Türkiye’de milyonlarca çalışan, 2025 yılı için belirlenecek asgari ücreti beklerken, görüşmeler tüm hızıyla sürüyor. Hayat pahalılığı ve ekonomik zorlukların giderek kendisini hissettirdiği bu dönemde, sadece asgari ücretliler değil, tüm toplum kesimleri bu süreci yakından takip ediyor.
TÜRK-İŞ BAŞKANI ERGÜN ATALAY’IN TEPKİSİ
TÜRK-İŞ Genel Başkanı Ergün Atalay, Ekonomi Muhabirleri Derneği üyeleriyle bir toplantıda yaptığı açıklamalarda, tartışmaların merkezinde yer aldı. Rakam açıklamaktan kaçınan Atalay, herkesin asgari ücret üzerine yoğunlaşmasını eleştirerek, uluslararası kuruluşlardan ekonomistlere kadar birçok kesimin bu konuda görüş bildirdiğini söyledi. Ayrıca, TÜİK’in açıkladığı enflasyon rakamları ile gerçek hayatın örtüşmediğini "TÜİK’in verilerini markette, pazarda hissetmiyorum. Onların hesabıyla bizimki tutmuyor." sözleriyle vurguladı.
İŞ DÜNYASI VE BEKLENTİLER
İşverenlerin yüzde 25-35 arasında bir zam oranına hazırlık yaptığı belirtilirken, işçi kesimi bu süreçte rakam telaffuz etmekten kaçınıyor.
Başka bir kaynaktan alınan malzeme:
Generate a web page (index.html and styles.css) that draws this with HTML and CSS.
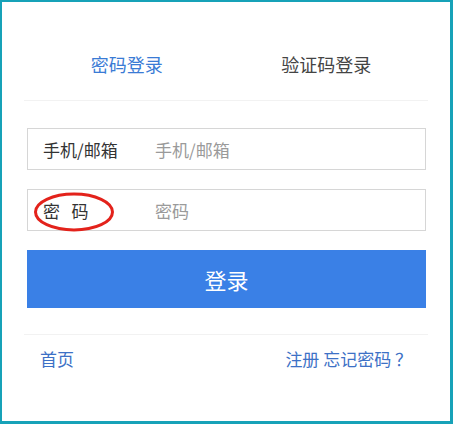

SGK Uzmanı Murat Bal, asgari ücretin yıllık mı yoksa iki aşamalı mı belirleneceğinin pazarlıkların seyrini değiştireceğini ifade etti. Özellikle yıllık zamlara ek olarak, yıl ortasında da bir ara zam yapılma ihtimalinin gündemde olduğunu belirtti.
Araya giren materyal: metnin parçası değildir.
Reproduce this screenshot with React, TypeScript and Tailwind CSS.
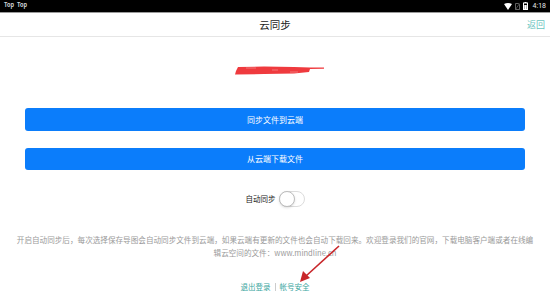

AÇLIK SINIRI VE ASGARİ ÜCRET UYUŞMAZLIĞI
TÜRK-İŞ’in "kırmızı çizgisi" olarak ifade edilen açlık sınırı, mevcut asgari ücreti aşmış durumda. 2024 yılı itibarıyla belirlenen 17.002 TL’lik asgari ücret, Nisan ayında açlık sınırı olan 17.735 TL’nin altında kalırken, Kasım ayı itibarıyla bu sınır 20.562 TL’ye yükseldi.
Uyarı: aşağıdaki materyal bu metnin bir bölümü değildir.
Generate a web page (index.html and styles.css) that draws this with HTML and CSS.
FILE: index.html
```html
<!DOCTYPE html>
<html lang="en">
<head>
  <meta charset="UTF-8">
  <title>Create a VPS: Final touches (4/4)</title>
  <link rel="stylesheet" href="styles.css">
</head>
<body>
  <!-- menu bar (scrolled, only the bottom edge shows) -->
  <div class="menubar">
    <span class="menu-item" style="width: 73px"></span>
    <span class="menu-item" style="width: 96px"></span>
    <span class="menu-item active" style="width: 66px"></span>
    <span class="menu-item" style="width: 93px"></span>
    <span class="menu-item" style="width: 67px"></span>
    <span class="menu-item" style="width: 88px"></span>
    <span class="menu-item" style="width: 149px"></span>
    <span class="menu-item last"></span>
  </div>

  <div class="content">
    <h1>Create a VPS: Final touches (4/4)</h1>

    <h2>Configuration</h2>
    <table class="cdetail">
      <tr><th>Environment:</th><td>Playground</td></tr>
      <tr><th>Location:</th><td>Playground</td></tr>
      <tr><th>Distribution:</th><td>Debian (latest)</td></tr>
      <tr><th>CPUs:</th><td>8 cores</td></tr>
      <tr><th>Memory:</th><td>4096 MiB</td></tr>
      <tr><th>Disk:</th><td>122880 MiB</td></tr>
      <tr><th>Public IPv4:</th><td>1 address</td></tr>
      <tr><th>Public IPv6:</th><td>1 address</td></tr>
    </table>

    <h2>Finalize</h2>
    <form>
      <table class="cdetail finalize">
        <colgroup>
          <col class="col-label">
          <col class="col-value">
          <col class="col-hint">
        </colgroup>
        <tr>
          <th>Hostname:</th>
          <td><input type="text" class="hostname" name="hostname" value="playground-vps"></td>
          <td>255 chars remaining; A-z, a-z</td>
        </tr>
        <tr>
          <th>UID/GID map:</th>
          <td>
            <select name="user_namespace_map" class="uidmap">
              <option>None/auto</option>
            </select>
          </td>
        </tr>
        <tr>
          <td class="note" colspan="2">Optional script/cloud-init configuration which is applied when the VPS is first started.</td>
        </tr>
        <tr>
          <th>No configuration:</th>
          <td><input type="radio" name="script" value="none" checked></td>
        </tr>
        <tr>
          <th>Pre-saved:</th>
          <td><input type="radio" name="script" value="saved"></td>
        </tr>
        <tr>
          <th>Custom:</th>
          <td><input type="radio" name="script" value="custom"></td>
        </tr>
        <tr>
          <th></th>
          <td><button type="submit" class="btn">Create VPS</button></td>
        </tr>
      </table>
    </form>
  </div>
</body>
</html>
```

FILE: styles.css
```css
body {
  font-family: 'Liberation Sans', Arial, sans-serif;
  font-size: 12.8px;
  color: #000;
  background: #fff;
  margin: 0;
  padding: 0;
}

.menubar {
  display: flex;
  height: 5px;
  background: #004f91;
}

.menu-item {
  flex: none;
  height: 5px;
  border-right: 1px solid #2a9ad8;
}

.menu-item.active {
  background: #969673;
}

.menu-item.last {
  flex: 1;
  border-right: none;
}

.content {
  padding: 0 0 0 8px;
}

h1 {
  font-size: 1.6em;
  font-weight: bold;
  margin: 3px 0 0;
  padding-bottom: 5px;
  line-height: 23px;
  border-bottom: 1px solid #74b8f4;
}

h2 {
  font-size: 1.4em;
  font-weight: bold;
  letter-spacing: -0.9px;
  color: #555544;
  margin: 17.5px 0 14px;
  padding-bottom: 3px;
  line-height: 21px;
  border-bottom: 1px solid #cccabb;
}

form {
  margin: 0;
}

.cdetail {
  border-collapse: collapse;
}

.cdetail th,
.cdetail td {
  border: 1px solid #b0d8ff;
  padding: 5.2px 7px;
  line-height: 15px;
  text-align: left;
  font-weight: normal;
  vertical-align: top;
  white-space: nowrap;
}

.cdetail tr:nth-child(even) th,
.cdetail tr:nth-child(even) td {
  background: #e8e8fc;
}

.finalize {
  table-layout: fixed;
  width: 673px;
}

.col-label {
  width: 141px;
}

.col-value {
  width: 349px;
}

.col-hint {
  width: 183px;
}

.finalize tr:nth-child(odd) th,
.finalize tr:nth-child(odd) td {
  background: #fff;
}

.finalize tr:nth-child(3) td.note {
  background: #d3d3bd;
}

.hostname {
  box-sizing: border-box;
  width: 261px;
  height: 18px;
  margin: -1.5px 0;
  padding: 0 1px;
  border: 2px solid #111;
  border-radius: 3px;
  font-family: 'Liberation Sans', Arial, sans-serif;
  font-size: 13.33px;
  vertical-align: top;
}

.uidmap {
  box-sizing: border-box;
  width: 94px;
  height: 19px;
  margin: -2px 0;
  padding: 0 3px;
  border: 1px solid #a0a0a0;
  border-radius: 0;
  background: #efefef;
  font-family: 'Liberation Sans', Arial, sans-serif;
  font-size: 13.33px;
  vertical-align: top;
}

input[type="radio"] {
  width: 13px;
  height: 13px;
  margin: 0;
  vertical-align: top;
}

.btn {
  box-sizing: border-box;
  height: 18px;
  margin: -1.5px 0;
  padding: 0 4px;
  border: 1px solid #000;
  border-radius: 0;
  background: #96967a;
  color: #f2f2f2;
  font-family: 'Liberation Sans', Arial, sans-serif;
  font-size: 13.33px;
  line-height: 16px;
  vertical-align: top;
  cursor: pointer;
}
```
2024 yılında, TÜRK-İŞ yılda iki kez zam yapılması talebinde bulunarak sürece muhalefet şerhi koymuştu. Ergün Atalay’ın açıklamalarına göre, 2025 için de bu talep masada olacak. Eğer yıllık bir zam yerine iki aşamalı bir güncelleme yapılırsa, işverenlerin zam oranlarında daha esnek davranması bekleniyor. 2025 asgari ücret görüşmeleri, enflasyon, işçi-işveren dengesi ve toplum beklentileri arasında kritik bir süreçten geçiyor. Kamuoyunun gözü, hem hükümetin hem de işçi ve işveren temsilcilerinin pazarlıklarına çevrildi.